After Bean travels to the land of the orcs to find a mystical cure for the elves who have all gotten sick and stops a troupe of trolls masquerading as circus elves from stealing Dreamland's gold, she travels to Steamland, a neighboring kingdom to Dreamland, constructed of technology, where Bean acquires a gun, with which she accidentally shoots King Zøg, her father. Bean's brother Derek becomes the de facto King and accuses Bean of murder, guided by the corrupt Odval. Just as Bean is about to be burned at the stake with Elfo and Luci for the murder, they fall through into the catacombs, where they are met by Dagmar once again.

Part 3 reveals Bean to be bisexual. In the episode "Last Splash", she falls in love with the mermaid Mora. Mora is also helpful in getting Bean to Steamland. This is consistent with the previous season, where Bean was shown to enjoy "the company of mermaids." Additionally, Bean's voice actress, Abbi Jacobson, is bisexual. In the season, Dagmar attempts to reason with Bean, hoping to repair their relationship, but Bean sees through her lies and reveals that Dagmar only wants Bean's magic, so they escape back to Dreamland, where they are welcomed with open arms by King Derek. Zøg has delved into a deeper condition. After Derek and Sagatha's wedding is crashed by the Arch Druidess, who escapes the Dreamland, she follows the woman with Elfo, as Luci stays behind to entertain Zøg. Bean finds temporary work at Gunderson Steamworks, where she meets a young boy who turns out to be Alva Gunderson himself, who offers Bean a marriage proposal, though Bean runs away and rescues Elfo from a freak show, knowing that he only wants her hand in marriage due to the magic she possesses.

On her way back to Dreamland, Bean and Elfo ride a boat with a mermaid named Mora, who Bean begins an intimate relationship with. However, in the morning, Mora is gone, leading Bean to believe that experience was only a dream, though a necklace Mora gave Bean that washes up on the shore behind her as she walks the rest of the way to Dreamland confirms the last night. Later, Bean comes into contact with the king and queen of Bentwood, but it kingdom has been taken by Merkimer's body, inhabited by a pig. They escape, to see Zøg's worsened condition. Bean becomes queen, but when ogres attack, Elfo sacrifices himself and Luci is killed. Bean is found by Dagmar again, who takes her down a secret elevator in a tower in the castle of Dreamland, and takes her to a lava filled wedding aisle to marry an unknown man.

In Part 4, Dagmar attempts to marry her off what is revealed to be the Devil himself.
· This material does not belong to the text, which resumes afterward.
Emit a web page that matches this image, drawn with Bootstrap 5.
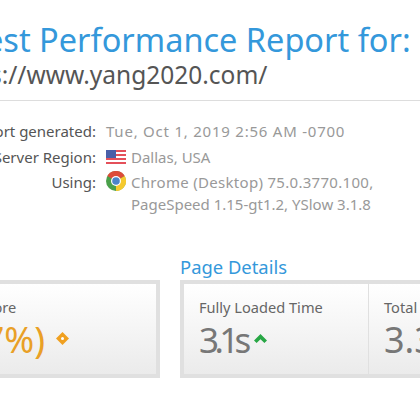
<!DOCTYPE html>
<html lang="en">
<head>
<meta charset="utf-8">
<title>Latest Performance Report</title>
<link href="https://cdn.jsdelivr.net/npm/bootstrap@5.3.0/dist/css/bootstrap.min.css" rel="stylesheet">
<style>
html,body{width:420px;height:403px;overflow:hidden;background:#fff;}
body{font-family:"Noto Sans",sans-serif;color:#555;}
.page-wrap{width:800px;margin-left:-100px;padding-top:21px;}
.rep-title{font-size:32.5px;line-height:38px;color:#3498db;font-weight:400;margin:0 0 0 38px;white-space:nowrap;}
.rep-url{font-size:24.5px;line-height:32px;color:#555;font-weight:400;margin:0 0 0 42px;white-space:nowrap;}
.rep-rule{width:600px;height:1px;background:#ddd;margin-top:9px;}
.info-block{margin-top:19px;font-size:15px;line-height:22px;}
.info-row{display:flex;margin-bottom:3.5px;}
.info-lab{width:196px;text-align:right;color:#555;flex:none;}
.info-val{margin-left:10px;color:#999;display:flex;gap:5px;align-items:flex-start;}
.val-wide{letter-spacing:.77px;}
.val-mid{letter-spacing:.3px;}
.sec-row{display:flex;gap:20px;margin-top:39px;}
.sec-left{width:260px;flex:none;}
.sec-right{flex:1;}
.sec-head{font-size:18.4px;line-height:26px;color:#3498db;height:26px;}
.score-box{border:4px solid #e0e0e0;height:98px;display:flex;background:linear-gradient(#fff,#ebebeb);}
.score-cell{padding:12px 15px 0 15px;border-right:1px solid #e0e0e0;flex:none;}
.score-cell:last-child{border-right:0;}
.score-cell-wide{width:185px;}
.score-cell-first{padding-left:0;margin-left:-6px;}
.score-lab{font-size:14.6px;line-height:22px;color:#666;white-space:nowrap;}
.score-val{font-size:36px;line-height:46px;color:#777;white-space:nowrap;display:flex;align-items:center;gap:7px;margin-top:-1px;}
.score-tight{font-size:35px;letter-spacing:-4.6px;}
.score-shift{margin-left:22px;}
.score-icon{margin-bottom:3px;}
.score-orange{color:#e9a026;}
</style>
</head>
<body>
<div class="page-wrap">
  <h1 class="rep-title">Latest Performance Report for:</h1>
  <h2 class="rep-url">https://www.yang2020.com/</h2>
  <div class="rep-rule"></div>
  <div class="info-block">
    <div class="info-row"><div class="info-lab">Report generated:</div><div class="info-val val-wide">Tue, Oct 1, 2019 2:56 AM -0700</div></div>
    <div class="info-row"><div class="info-lab">Test Server Region:</div><div class="info-val">
      <svg width="20" height="14" viewBox="0 0 20 14" class="mt-1" aria-hidden="true"><rect width="20" height="14" fill="#fff"/><g fill="#e4505a"><rect width="20" height="2"/><rect y="4" width="20" height="2"/><rect y="8" width="20" height="2"/><rect y="12" width="20" height="2"/></g><rect width="10" height="8" fill="#4a5fa8"/></svg>
      <span>Dallas, USA</span></div></div>
    <div class="info-row"><div class="info-lab">Using:</div><div class="info-val">
      <svg width="20" height="20" viewBox="0 0 20 20" class="flex-none" aria-hidden="true"><circle cx="10" cy="10" r="10" fill="#4aa04a"/><path d="M10 10 L1.3 5 A10 10 0 0 1 18.7 5 Z" fill="#dd4b39"/><path d="M10 10 L18.7 5 A10 10 0 0 1 10 20 Z" fill="#f5c92e"/><circle cx="10" cy="10" r="5" fill="#fff"/><circle cx="10" cy="10" r="3.8" fill="#4a84c9"/></svg>
      <span><span class="val-mid">Chrome (Desktop) 75.0.3770.100,</span><br>PageSpeed 1.15-gt1.2, YSlow 3.1.8</span></div></div>
  </div>
  <div class="sec-row">
    <div class="sec-left">
      <div class="sec-head"></div>
      <div class="score-box">
        <div class="score-cell score-cell-first">
          <div class="score-lab">PageSpeed Score</div>
          <div class="score-val score-orange"><span class="score-shift">A (97%)</span><svg class="ms-1 score-icon" width="13" height="13" viewBox="0 0 13 13" aria-hidden="true"><path d="M6.5 0 13 6.5 6.5 13 0 6.5Z" fill="#f0a020"/><circle cx="6.5" cy="6.5" r="1.5" fill="#fff"/></svg></div>
        </div>
      </div>
    </div>
    <div class="sec-right">
      <div class="sec-head">Page Details</div>
      <div class="score-box">
        <div class="score-cell score-cell-wide">
          <div class="score-lab">Fully Loaded Time</div>
          <div class="score-val"><span class="score-tight">3.1s</span><svg class="score-icon" width="13" height="9" viewBox="0 0 13 9" aria-hidden="true"><path d="M0 6.5 6.5 0 13 6.5 10.4 9 6.5 5.2 2.6 9Z" fill="#28a745"/></svg></div>
        </div>
        <div class="score-cell">
          <div class="score-lab">Total Page Size</div>
          <div class="score-val"><span>3.3MB</span></div>
        </div>
      </div>
    </div>
  </div>
</div>
<script src="https://cdn.jsdelivr.net/npm/bootstrap@5.3.0/dist/js/bootstrap.bundle.min.js"></script>
</body>
</html>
During the ceremony, Bean cuts open Dagmar's palm and placed it on the paper, thus marrying off Dagmar to the Devil instead. Bean then meets up with Luci and Jerry who escape Hell together. They take the elevator directly to Alva's office in Steamland. Alva gives them his airship to go back to Dreamland while they also retrieve Elfo. Once they get there, it is revealed that Maru annexed the kingdom. They're able to regain control of the Kingdom. Subsequently, Bean and Zøg agree to rule together. As the part progresses, she learns new things about Dreamland's history while having nightmares that were eventually revealed to be caused by an evil version of herself known as "Bad Bean". Bean tries to confront the doppelgänger but always ends being killed by the latter in her dream-like state. Eventually, she stops trying to kill Bad Bean and walks with her throughout her mindscape reaching a reality were Dreamland is destroyed. Once there, Bean learns that her double is planning to destroy Dreamland by inhabiting her real body while she stays trapped in the Dreamscape. Bean however is freed by Elfo and Luci and successfully kills the evil version of herself but then has to face Dagmar whom was called by Bad Bean earlier. Bean tries to trick Dagmar by looking like Bad Bean but the latter sees through the ruse and throws her into the ocean while also taking over Dreamland. As she falls deeper into the ocean, Bean reunites with Mora, sharing a passionate kiss.

== Reception ==
Vulture noted that "Jacobson's scratchy ruefulness is a perfect match for Bean's mix of anti-establishment attitude and indifference" and Drop the Spotlight said that "Jacobson does a good job of humanizing the character during moments when Bean has to make important decisions." Mashable described Bean as "uneducated" and "crude."

On the feminism of the series, Melanie McFarland of Salon.com compared the series to The Simpsons and Futurama, saying the series professes to be feminist, noting that Bean is the embodiment of this, resisting her father's attempts to push her into arranged marriages for political reasons. She also argued that the series doesn't stereotype any ethnic group by having all the characters be painted generically, with Dreamland as a "non-racial patriarchy," with Bean standing up to "charmless men who stand in her way." Even so, McFarland wrote that people should be wary of the feminist framing of the show, arguing that Apu Nahasapeemapetilon in The Simpsons embodied racial stereotypes, and said that "the show's creators can't say that the show is feminist until at least 50 percent of the writers are women."